Crispin Blunt

Conservative Party | Reigate

Home Office abandons plan to force Surrey Police to mergeLocal MP welcomes Government U-turn


The new Home Secretary, John Reid, has abandoned his predecessor’s unpopular plans to merge Surrey and Sussex Police forces. He had already ordered a delay, but following the failure to merge the only two police forces which wanted to join together, Lancashire and Cumbria, plans to force mergers elsewhere have also been abandoned. In Surrey, plans to merge the forces had been opposed by both the Chief Constable of Surrey and the Chair of the Surrey Police Authority. Crispin Blunt and all his fellow Surrey MPs also opposed the mergers and wrote a joint letter to the Home Secretary on 10th May 2006 urging him to reconsider. Tony McNulty, the minister with responsibility for policing said today that the plans to impose mergers had been "definitively" scrapped, after objections from most police forces and a failure to find ways to pay for the mergers.
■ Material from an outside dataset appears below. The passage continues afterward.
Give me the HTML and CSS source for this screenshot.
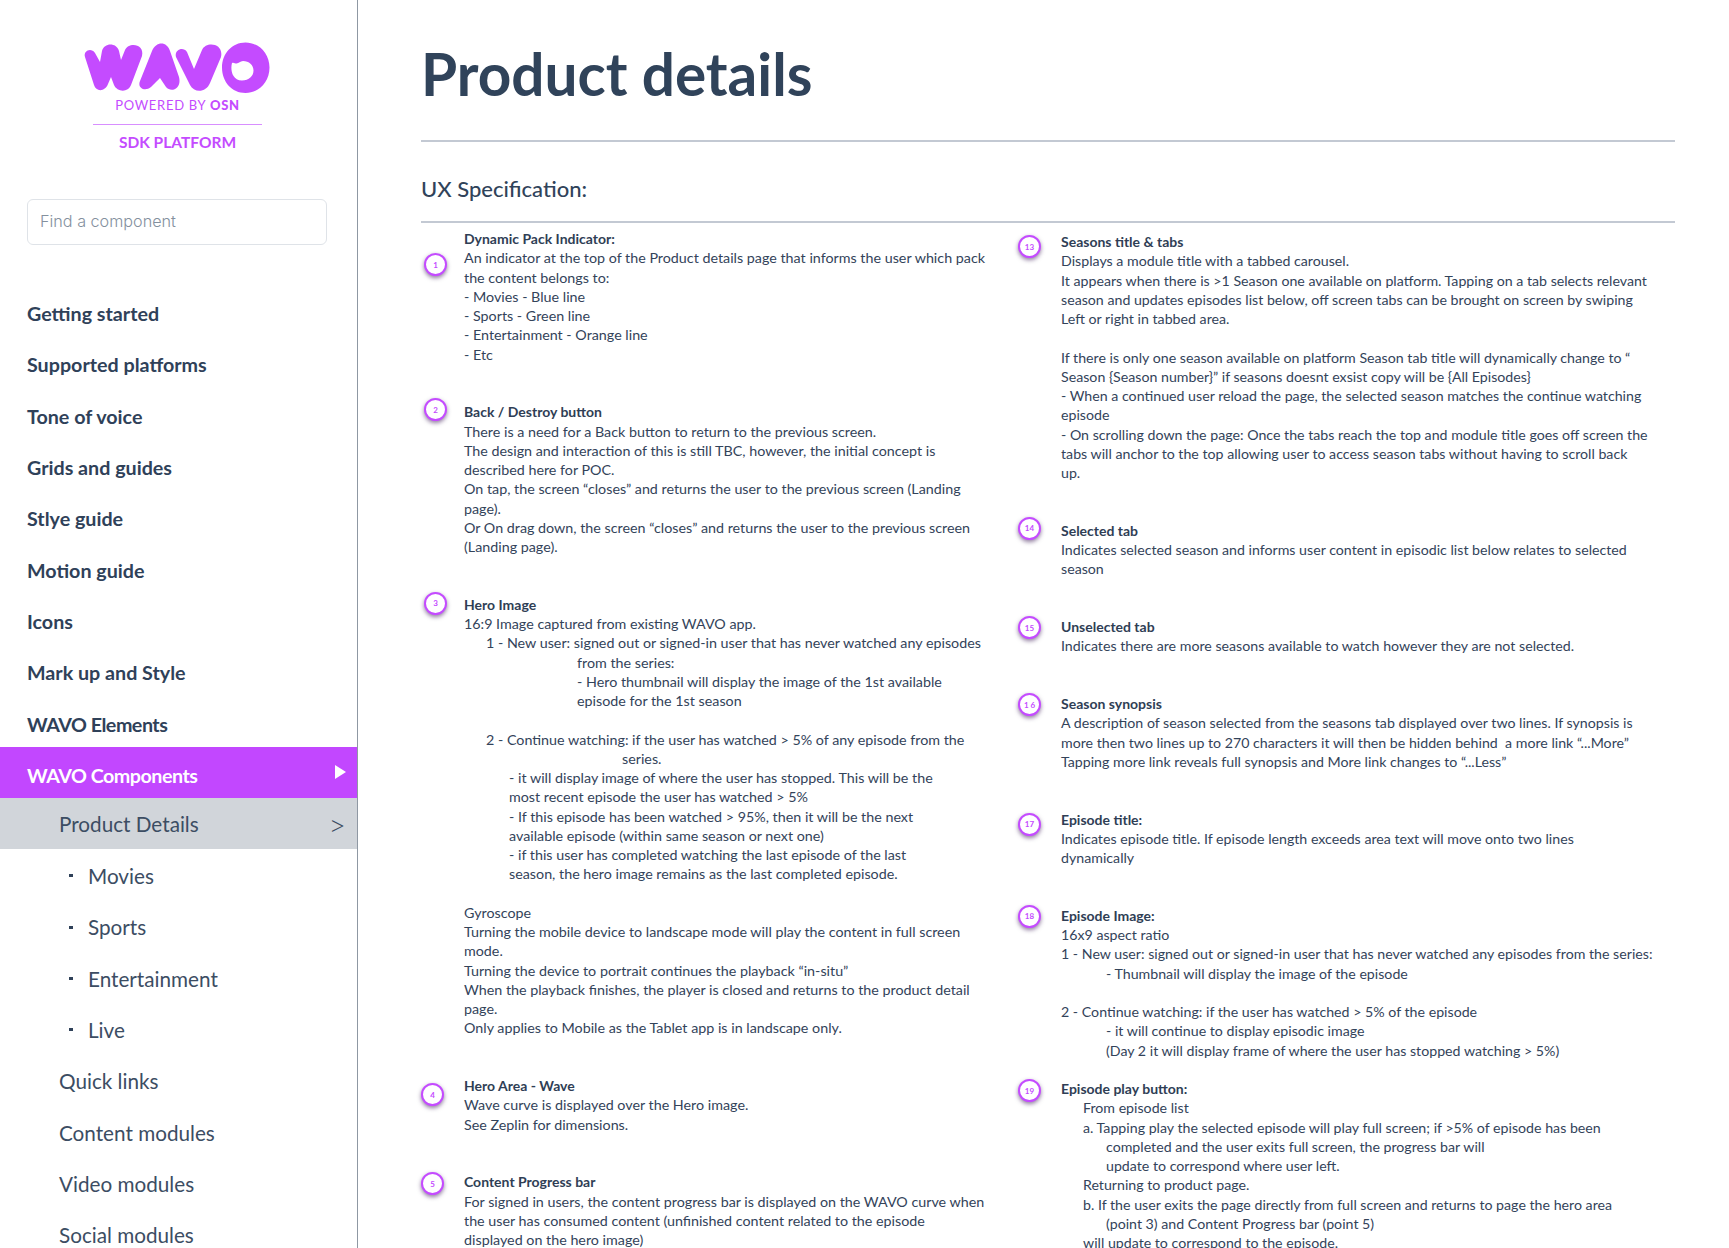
FILE: index.html
```html
<!DOCTYPE html>
<html lang="en">
<head>
  <meta charset="UTF-8">
  <meta name="viewport" content="width=device-width, initial-scale=1.0">
  <title>WAVO SDK Platform - Product details</title>
  <link rel="stylesheet" href="styles.css">
</head>
<body>
  <div class="page">
    <aside class="sidebar">
      <div class="brand">
        <svg class="brand-logo" viewBox="0 0 205 60" role="img" aria-label="WAVO">
          <path d="M10 22C8 16 16 12 20 18L25 27L27 16C29 8 41 7 44 16L46 25L50 15C53 7 70 8 67 21L56 50C53 58 42 57 39 50L36 42L33 49C30 57 21 57 19 50Z"/>
          <path d="M65 46L77 16C81 6 92 6 95 16L104 42C107 54 96 58 91 52L85 43L76 52C70 57 62 53 65 46Z"/>
          <path d="M101 22C99 15 108 11 112 17L119 34L127 15C131 6 149 8 146 22L135 48C131 58 119 58 115 50Z"/>
          <path fill-rule="evenodd" d="M170.500 7.500C184 7.500 194.500 18.500 194.500 32.500C194.500 47 184 58 170.500 58C157 58 147 47 147 32.500C147 18.500 157 7.500 170.500 7.500ZM157 28C155.500 33 156 45 167 45.500C174 45.500 178.500 41 178.500 35.500C178.500 30 174 26 168 26C165 26 164 28.500 161.500 28.500C160 28.500 158.500 27 157 28Z"/>
        </svg>
        <div class="brand-powered">POWERED BY <b>OSN</b></div>
        <div class="brand-rule"></div>
        <div class="brand-sdk">SDK PLATFORM</div>
      </div>

      <input class="search" type="text" placeholder="Find a component">

      <nav class="nav">
        <a class="nav-item">Getting started</a>
        <a class="nav-item">Supported platforms</a>
        <a class="nav-item">Tone of voice</a>
        <a class="nav-item">Grids and guides</a>
        <a class="nav-item">Stlye guide</a>
        <a class="nav-item">Motion guide</a>
        <a class="nav-item">Icons</a>
        <a class="nav-item">Mark up and Style</a>
        <a class="nav-item tight">WAVO Elements</a>
        <a class="nav-item tight active">WAVO Components<span class="arrow"></span></a>
        <a class="nav-sub current">Product Details<span class="chevron">&gt;</span></a>
        <a class="nav-sub leaf">Movies</a>
        <a class="nav-sub leaf">Sports</a>
        <a class="nav-sub leaf">Entertainment</a>
        <a class="nav-sub leaf">Live</a>
        <a class="nav-sub">Quick links</a>
        <a class="nav-sub">Content modules</a>
        <a class="nav-sub">Video modules</a>
        <a class="nav-sub">Social modules</a>
      </nav>
    </aside>

    <main class="main">
      <h1>Product details</h1>
      <h2>UX Specification:</h2>

      <div class="spec">
        <div class="spec-col left">
          <section class="note">
            <span class="badge b1">1</span>
            <div>
              <h3>Dynamic Pack Indicator:</h3>
              <p>An indicator at the top of the Product details page that informs the user which pack<br>
              the content belongs to:<br>
              - Movies - Blue line<br>
              - Sports - Green line<br>
              - Entertainment - Orange line<br>
              - Etc</p>
            </div>
          </section>

          <section class="note">
            <span class="badge b2">2</span>
            <div>
              <h3>Back / Destroy button</h3>
              <p>There is a need for a Back button to return to the previous screen.<br>
              The design and interaction of this is still TBC, however, the initial concept is<br>
              described here for POC.<br>
              On tap, the screen “closes” and returns the user to the previous screen (Landing<br>
              page).<br>
              Or On drag down, the screen “closes” and returns the user to the previous screen<br>
              (Landing page).</p>
            </div>
          </section>

          <section class="note">
            <span class="badge b3">3</span>
            <div>
              <h3>Hero Image</h3>
              <p>16:9 Image captured from existing WAVO app.</p>
              <p class="in-1">1 - New user: signed out or signed-in user that has never watched any episodes</p>
              <p class="in-4">from the series:<br>
              - Hero thumbnail will display the image of the 1st available<br>
              episode for the 1st season</p>
              <p class="in-1 gap">2 - Continue watching: if the user has watched &gt; 5% of any episode from the</p>
              <p class="in-5">series.</p>
              <p class="in-2">- it will display image of where the user has stopped. This will be the<br>
              most recent episode the user has watched &gt; 5%<br>
              - If this episode has been watched &gt; 95%, then it will be the next<br>
              available episode (within same season or next one)<br>
              - if this user has completed watching the last episode of the last<br>
              season, the hero image remains as the last completed episode.</p>
              <p class="gap">Gyroscope<br>
              Turning the mobile device to landscape mode will play the content in full screen<br>
              mode.<br>
              Turning the device to portrait continues the playback “in-situ”<br>
              When the playback finishes, the player is closed and returns to the product detail<br>
              page.<br>
              Only applies to Mobile as the Tablet app is in landscape only.</p>
            </div>
          </section>

          <section class="note">
            <span class="badge b4">4</span>
            <div>
              <h3>Hero Area - Wave</h3>
              <p>Wave curve is displayed over the Hero image.<br>
              See Zeplin for dimensions.</p>
            </div>
          </section>

          <section class="note">
            <span class="badge b5">5</span>
            <div>
              <h3>Content Progress bar</h3>
              <p>For signed in users, the content progress bar is displayed on the WAVO curve when<br>
              the user has consumed content (unfinished content related to the episode<br>
              displayed on the hero image)</p>
            </div>
          </section>
        </div>

        <div class="spec-col right">
          <section class="note">
            <span class="badge b13">13</span>
            <div>
              <h3>Seasons title &amp; tabs</h3>
              <p>Displays a module title with a tabbed carousel.<br>
              It appears when there is &gt;1 Season one available on platform. Tapping on a tab selects relevant<br>
              season and updates episodes list below, off screen tabs can be brought on screen by swiping<br>
              Left or right in tabbed area.</p>
              <p class="gap">If there is only one season available on platform Season tab title will dynamically change to “<br>
              Season {Season number}” if seasons doesnt exsist copy will be {All Episodes}<br>
              - When a continued user reload the page, the selected season matches the continue watching<br>
              episode<br>
              - On scrolling down the page: Once the tabs reach the top and module title goes off screen the<br>
              tabs will anchor to the top allowing user to access season tabs without having to scroll back<br>
              up.</p>
            </div>
          </section>

          <section class="note">
            <span class="badge b14">14</span>
            <div>
              <h3>Selected tab</h3>
              <p>Indicates selected season and informs user content in episodic list below relates to selected<br>
              season</p>
            </div>
          </section>

          <section class="note">
            <span class="badge b15">15</span>
            <div>
              <h3>Unselected tab</h3>
              <p>Indicates there are more seasons available to watch however they are not selected.</p>
            </div>
          </section>

          <section class="note">
            <span class="badge b16">1 6</span>
            <div>
              <h3>Season synopsis</h3>
              <p>A description of season selected from the seasons tab displayed over two lines. If synopsis is<br>
              more then two lines up to 270 characters it will then be hidden behind&nbsp; a more link “...More”<br>
              Tapping more link reveals full synopsis and More link changes to “...Less”</p>
            </div>
          </section>

          <section class="note">
            <span class="badge b17">17</span>
            <div>
              <h3>Episode title:</h3>
              <p>Indicates episode title. If episode length exceeds area text will move onto two lines<br>
              dynamically</p>
            </div>
          </section>

          <section class="note">
            <span class="badge b18">18</span>
            <div>
              <h3>Episode Image:</h3>
              <p>16x9 aspect ratio<br>
              1 - New user: signed out or signed-in user that has never watched any episodes from the series:</p>
              <p class="in-2">- Thumbnail will display the image of the episode</p>
              <p class="gap">2 - Continue watching: if the user has watched &gt; 5% of the episode</p>
              <p class="in-2">- it will continue to display episodic image<br>
              (Day 2 it will display frame of where the user has stopped watching &gt; 5%)</p>
            </div>
          </section>

          <section class="note close">
            <span class="badge b19">19</span>
            <div>
              <h3>Episode play button:</h3>
              <p class="in-1">From episode list<br>
              a. Tapping play the selected episode will play full screen; if &gt;5% of episode has been</p>
              <p class="in-2">completed and the user exits full screen, the progress bar will<br>
              update to correspond where user left.</p>
              <p class="in-1">Returning to product page.<br>
              b. If the user exits the page directly from full screen and returns to page the hero area</p>
              <p class="in-2">(point 3) and Content Progress bar (point 5)</p>
              <p class="in-1">will update to correspond to the episode.</p>
            </div>
          </section>
        </div>
      </div>
    </main>
  </div>
</body>
</html>
```

FILE: styles.css
```css
* {
  box-sizing: border-box;
}
body {
  margin: 0;
  font-family: Lato, "Open Sans", sans-serif;
  color: #33435a;
  background-color: #fff;
}
.page {
  display: flex;
  height: 100vh;
  overflow: hidden;
}

/* sidebar */
.sidebar {
  flex: 0 0 358px;
  border-right: 1px solid #8f98a3;
  padding-top: 35px;
}
.brand {
  display: flex;
  flex-direction: column;
  align-items: center;
  padding-right: 2px;
  color: #c44bff;
}
.brand-logo {
  width: 205px;
  height: 60px;
  fill: #c44bff;
}
.brand-powered {
  margin-top: 2px;
  font-size: 13px;
  line-height: 16px;
  letter-spacing: 0.7px;
}
.brand-powered b {
  font-weight: 900;
}
.brand-rule {
  width: 169px;
  height: 1px;
  margin-top: 11px;
  background-color: #d88fff;
}
.brand-sdk {
  margin-top: 7px;
  font-size: 15.5px;
  line-height: 20px;
  font-weight: 700;
}
.search {
  display: block;
  width: 300px;
  height: 46px;
  margin: 47px 0 0 27px;
  padding: 0 12px 2px;
  border: 1px solid #dfe3e8;
  border-radius: 6px;
  font-family: Inter, sans-serif;
  font-size: 16.2px;
  font-weight: 300;
}
.search::placeholder {
  color: #84909e;
  opacity: 1;
}
.nav {
  margin-top: 40px;
}
.nav-item,
.nav-sub {
  display: flex;
  align-items: center;
  justify-content: space-between;
  height: 51.3px;
  padding: 6px 11px 0 27px;
  font-size: 19.7px;
  font-weight: 700;
  color: #2f4159;
}
.nav-item.tight {
  letter-spacing: -0.5px;
}
.nav-sub {
  padding: 2.5px 11px 0 59px;
  font-size: 20.7px;
  font-weight: 400;
  color: #3c4d63;
}
.nav-item.active {
  color: #fff;
  background-color: #c247ff;
}
.arrow {
  width: 0;
  height: 0;
  margin-top: -6px;
  border-left: 11px solid #fff;
  border-top: 7px solid transparent;
  border-bottom: 7px solid transparent;
}
.nav-sub.current {
  padding-top: 1px;
  background-color: #d1d5da;
}
.chevron {
  font-size: 30px;
  line-height: 1;
  font-weight: 300;
  color: #3c4d63;
}
.nav-sub.leaf {
  justify-content: flex-start;
  padding-left: 88px;
  position: relative;
}
.nav-sub.leaf::before {
  content: "";
  position: absolute;
  left: 69px;
  top: 25px;
  width: 4px;
  height: 3px;
  background-color: #2f4159;
}

/* main column */
.main {
  flex: 1;
  padding: 43px 54px 0 63px;
}
h1 {
  margin: 0 0 37px;
  font-size: 58.500px;
  line-height: 60px;
  font-weight: 700;
  color: #30435a;
}
h2 {
  margin: 0;
  padding: 34px 0 19px;
  border-top: 2px solid #c3c9d3;
  border-bottom: 2px solid #c3c9d3;
  font-size: 22px;
  line-height: 26px;
  font-weight: 500;
  color: #30435a;
}
.spec {
  display: grid;
  grid-template-columns: 597px 1fr;
  padding-top: 6px;
  white-space: nowrap;
}
.spec-col.right {
  padding-top: 3px;
}
.note {
  display: grid;
  grid-template-columns: 43px 1fr;
  margin-bottom: 38.5px;
  font-size: 14.2px;
  line-height: 19.25px;
}
.left .note {
  font-size: 14.3px;
}
.note.close {
  margin-top: -19.25px;
}
.note h3 {
  margin: 0;
  font-size: 14px;
  line-height: 19.25px;
  font-weight: 700;
  color: #2f3e55;
}
.note p {
  margin: 0;
}
.note p.gap {
  margin-top: 19.25px;
}
.in-1 {
  padding-left: 22px;
}
.in-2 {
  padding-left: 45px;
}
.in-4 {
  padding-left: 113px;
}
.in-5 {
  padding-left: 158px;
}

/* numbered markers */
.badge {
  display: flex;
  align-items: center;
  justify-content: center;
  width: 23px;
  height: 23px;
  border: 2px solid #c44bff;
  border-radius: 50%;
  background-color: #fff;
  box-shadow: 0 2px 4px rgba(40, 0, 70, 0.5);
  font-size: 8px;
  line-height: 1;
  font-weight: 700;
  color: #c44bff;
}
.left .badge {
  margin-left: 3px;
}
.left .b4,
.left .b5 {
  margin-left: 0;
}
.b1 { margin-top: 24px; }
.b2, .b14 { margin-top: -4px; }
.b3 { margin-top: -3px; }
.b4 { margin-top: 7px; }
.b5, .b19 { margin-top: 0; }
.b13, .b17 { margin-top: 3px; }
.b15, .b16, .b18 { margin-top: -1px; }
```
At Prime Minister’s Questions in House of Commons, David Cameron today accused Tony Blair of “wasting police time”. The Prime Minister conceded that representations had been noted and that it would not be sensible to force the mergers.

Crispin Blunt, MP for Reigate, said today:

“I am delighted by this U-turn on policing – as I have always argued, the people of Surrey deserve a Surrey-wide police force. Local politicians, MPs and Surrey Police had all rejected the merger as bad for Surrey. The wider picture is one of a Home Office in disarray. Charles Clarke, who looked ready to steamroller these unpopular reforms through, now condemns his successor for dropping them within a few weeks of taking over. If only more Government ministers would heed the views of local people instead of foisting their unwanted reforms on Surrey regardless.”